Lightning rookie Jonathan Drouin told reporters Saturday following the Bolts’ optional morning skate he’d take part in tonight’s warmups.

Whether he makes his first playoff appearance since Game 4 of the Montreal series is yet to be determined.

“For these playoffs, we’ve always put 21 in warmups, so you’ve got to show up to the game to see who’s going to play,” Lightning head coach Jon Cooper said.

Drouin, the third overall pick in the 2013 NHL Entry Draft, has played in three playoff games for the Lightning but hasn’t registered a point and is a minus-four.

During the regular season, Drouin scored four goals and added 28 assists in 70 games.

“He’s a talented player, and I think we’ve watched him grow this season,” Cooper said. “He gives us a different look when he’s in the lineup.”

Drouin said it’s tough to crack the Lightning lineup because of the plethora of talented forwards on the team, but if his number’s called tonight, he’ll be ready.

“It definitely is hard (remaining confident) when you’re not playing in games,” Drouin said. “When you go out there, if you get in the game, you’ve got to make sure you’re ready.”

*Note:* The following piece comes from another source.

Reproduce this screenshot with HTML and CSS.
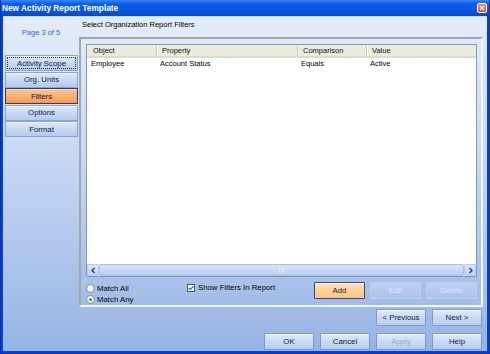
FILE: index.html
```html
<!DOCTYPE html>
<html lang="en">

<head>
    <meta charset="UTF-8">
    <title>New Activity Report Template</title>
    <link rel="stylesheet" href="styles.css">
</head>

<body>
    <div class="window">
        <div class="titlebar">
            <span class="title">New Activity Report Template</span>
            <span class="close">
                <svg width="10" height="10" viewBox="0 0 10 10">
                    <path d="M3 3L7 7M7 3L3 7" stroke="#fff" stroke-width="1.4" fill="none" />
                </svg>
            </span>
        </div>

        <div class="client">
            <div class="top">
                <div class="nav">
                    <div class="page">Page 3 of 5</div>
                    <div class="steps">
                        <div class="step focus"><span>Activity Scope</span></div>
                        <div class="step">Org. Units</div>
                        <div class="step active">Filters</div>
                        <div class="step">Options</div>
                        <div class="step">Format</div>
                    </div>
                </div>

                <div class="main">
                    <div class="heading">Select Organization Report Filters</div>
                    <div class="panel">
                        <div class="list">
                            <div class="list-head">
                                <span>Object</span>
                                <span>Property</span>
                                <span>Comparison</span>
                                <span>Value</span>
                            </div>
                            <div class="list-body">
                                <div class="list-row">
                                    <span>Employee</span>
                                    <span>Account Status</span>
                                    <span>Equals</span>
                                    <span>Active</span>
                                </div>
                            </div>
                            <div class="hscroll">
                                <span class="arrow">
                                    <svg width="7" height="7" viewBox="0 0 7 7">
                                        <path d="M4.5 1L2 3.5L4.5 6" stroke="#2a3f7c" stroke-width="1.4" fill="none" />
                                    </svg>
                                </span>
                                <span class="thumb">
                                    <svg width="7" height="5" viewBox="0 0 7 5">
                                        <path d="M1.5 0V5M3.5 0V5M5.5 0V5" stroke="#e9f0fb" stroke-width="1" />
                                    </svg>
                                </span>
                                <span class="arrow">
                                    <svg width="7" height="7" viewBox="0 0 7 7">
                                        <path d="M2.5 1L5 3.5L2.5 6" stroke="#2a3f7c" stroke-width="1.4" fill="none" />
                                    </svg>
                                </span>
                            </div>
                        </div>

                        <div class="controls">
                            <div class="radios">
                                <div class="radio"><span class="dot"></span>Match All</div>
                                <div class="radio"><span class="dot on"></span>Match Any</div>
                            </div>
                            <div class="check">
                                <span class="box">
                                    <svg width="6" height="6" viewBox="0 0 6 6">
                                        <path d="M0.7 3L2.3 4.6L5.4 1.2" stroke="#21a121" stroke-width="1.4" fill="none" />
                                    </svg>
                                </span>
                                Show Filters In Report
                            </div>
                            <div class="actions">
                                <button class="btn hot">Add</button>
                                <button class="btn off">Edit</button>
                                <button class="btn off">Delete</button>
                            </div>
                        </div>
                    </div>
                </div>
            </div>

            <div class="footer">
                <div class="row">
                    <button class="btn">&lt; Previous</button>
                    <button class="btn">Next &gt;</button>
                </div>
                <div class="row">
                    <button class="btn">OK</button>
                    <button class="btn">Cancel</button>
                    <button class="btn dim">Apply</button>
                    <button class="btn">Help</button>
                </div>
            </div>
        </div>
    </div>
</body>

</html>
```

FILE: styles.css
```css
* {
    box-sizing: border-box;
}

body {
    margin: 0;
    font-family: 'Liberation Sans', Arial, sans-serif;
    font-size: 7.5px;
    color: #000;
}

.window {
    width: 490px;
    height: 354px;
    display: flex;
    flex-direction: column;
    background: #0842d2;
    border-left: 1px solid #0a2fb0;
    border-right: 1px solid #0a2fb0;
    border-bottom: 1px solid #0a2fb0;
}

.titlebar {
    height: 16px;
    flex: none;
    display: flex;
    align-items: center;
    justify-content: space-between;
    padding: 0 2px 0 1px;
    background: linear-gradient(#3a86f4, #0b5ce8 25%, #0656e0 70%, #0648cc);
    color: #fff;
    font-weight: bold;
    font-size: 8.3px;
}

.close {
    width: 10px;
    height: 10px;
    border: 1px solid #fff;
    border-radius: 2px;
    background: linear-gradient(#f08a6a, #dc4a22);
    display: flex;
}

.close svg {
    margin: -1px;
}

.client {
    flex: 1;
    margin: 0 2px 2px;
    display: flex;
    flex-direction: column;
    background: linear-gradient(#e3ecfa, #c8d9f3 40%, #96b4e3);
    border-top: 1px solid #c9dbf6;
}

/* upper part: steps on the left, filters on the right */
.top {
    height: 290px;
    display: flex;
}

.nav {
    width: 76px;
}

.page {
    padding-top: 11px;
    line-height: 10px;
    text-align: center;
    color: #3568c8;
}

.steps {
    margin-top: 17px;
    padding-left: 2px;
    display: flex;
    flex-direction: column;
    gap: 0.5px;
}

.step {
    width: 73px;
    height: 16px;
    display: flex;
    align-items: center;
    justify-content: center;
    border: 1px solid #86a3d6;
    box-shadow: inset 0 1px 0 #f2f6fd;
    background: linear-gradient(#dce7f9, #b3caef);
    color: #0f1b3c;
    font-size: 7.8px;
}

.step.focus span {
    display: flex;
    align-items: center;
    justify-content: center;
    width: 69px;
    height: 12px;
    border: 1px dotted #27324a;
}

.step.active {
    border-color: #2e3b78;
    box-shadow: inset 0 1px 0 #ffd9b4;
    background: linear-gradient(#ffc791, #f8994c);
}

.main {
    flex: 1;
}

.heading {
    height: 20px;
    padding: 3px 0 0 3px;
    line-height: 10px;
}

.panel {
    height: 270px;
    margin-right: 4px;
    border: 2px solid;
    border-color: #a2a6ad #f3f7fd #f3f7fd #a2a6ad;
    display: flex;
    flex-direction: column;
}

.list {
    height: 234px;
    margin: 5px 4px 0 5px;
    border: 1px solid #7f9db9;
    background: #fff;
    display: flex;
    flex-direction: column;
}

.list-head,
.list-row {
    display: grid;
    grid-template-columns: 69px 141px 69px 1fr;
}

.list-head {
    height: 13px;
    background: #ebeadb;
    border-bottom: 2px solid #dedbca;
}

.list-head span {
    position: relative;
    padding-left: 6px;
    line-height: 11px;
    color: #111;
}

.list-head span + span::before {
    content: '';
    position: absolute;
    left: 0;
    top: 1px;
    height: 10px;
    border-left: 1px solid #c9c6b4;
    border-right: 1px solid #fff;
}

.list-body {
    flex: 1;
}

.list-row span {
    padding-left: 4px;
    line-height: 11px;
}

.hscroll {
    height: 12px;
    display: flex;
    background: #eef3fb;
}

.arrow {
    width: 12px;
    display: flex;
    align-items: center;
    justify-content: center;
    border: 1px solid #b7cbeb;
    border-radius: 1px;
    background: linear-gradient(#dbe6f9, #c0d3f3);
}

.thumb {
    flex: 1;
    display: flex;
    align-items: center;
    justify-content: center;
    border: 1px solid #a7bfe8;
    border-radius: 2px;
    background: linear-gradient(#d6e3f9, #b9cff2);
}

.controls {
    flex: 1;
    display: flex;
    align-items: flex-start;
    padding: 0 4px 0 5px;
}

.radios {
    width: 101px;
    margin-top: 6px;
    display: flex;
    flex-direction: column;
}

.radio {
    height: 11px;
    display: flex;
    align-items: center;
    gap: 2px;
    font-size: 7.8px;
}

.dot {
    width: 9px;
    height: 9px;
    border: 1px solid #8c96a6;
    border-radius: 50%;
    background: radial-gradient(circle at 35% 35%, #fff, #dcdad3);
    display: flex;
    align-items: center;
    justify-content: center;
}

.dot.on::after {
    content: '';
    width: 3px;
    height: 3px;
    border-radius: 50%;
    background: #22a622;
}

.check {
    margin-top: 6px;
    display: flex;
    align-items: center;
    gap: 3px;
    font-size: 7.8px;
}

.box {
    width: 8px;
    height: 8px;
    border: 1px solid #2e5a94;
    background: #fff;
    display: flex;
    align-items: center;
    justify-content: center;
}

.actions {
    margin-left: auto;
    margin-top: 5px;
    display: flex;
    gap: 5px;
}

.btn {
    width: 51px;
    height: 17px;
    padding: 0;
    font: inherit;
    font-size: 7.8px;
    color: #0f1b3c;
    border: 1px solid #7d9ad0;
    border-radius: 1px;
    box-shadow: inset 0 1px 0 #f3f7fe;
    background: linear-gradient(#dfe9f9, #b6ccef);
}

.btn.hot {
    border-color: #3a4690;
    box-shadow: inset 0 1px 0 #fff1dc;
    background: linear-gradient(#ffe0b4, #fbc67e);
}

.btn.off {
    border-color: #bfd1ee;
    box-shadow: none;
    background: linear-gradient(#bcd0f0, #abc3eb);
    color: #dfe7f4;
}

.btn.dim {
    color: #9aabc8;
}

.footer {
    flex: 1;
    display: flex;
    flex-direction: column;
    align-items: flex-end;
    gap: 7px;
    padding: 2px 5px 0 0;
}

.footer .row {
    display: flex;
    gap: 6px;
}

.footer .btn {
    width: 50px;
}
```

Cooper said he doesn’t expect it will take Drouin long to get in the flow of the game if he plays, despite not seeing action in a month.

“If he’s in tonight, is it going to be a little bit to be bumped differently and feel the flow of the game and the speed of the game? There’s no question,” Cooper said. “But, they’re all National Hockey League players. It doesn’t take them long. If anything, these guys come in, they don’t have the bumps and bruises. They’re a little more fresh, and they’re probably better off.”

If Drouin does skate tonight, the Lightning could revert to their 12 forward/6 defensemen alignment they used nearly every game during the regular season.

The Bolts have gone 11/7 for the majority of the playoffs, including Game 1 on Wednesday.

The Lightning are 8-4 going 11/7 and 4-5 going 12/6.

Asked which alignment he’ll use tonight, Cooper joked, “How about 10 and 8?”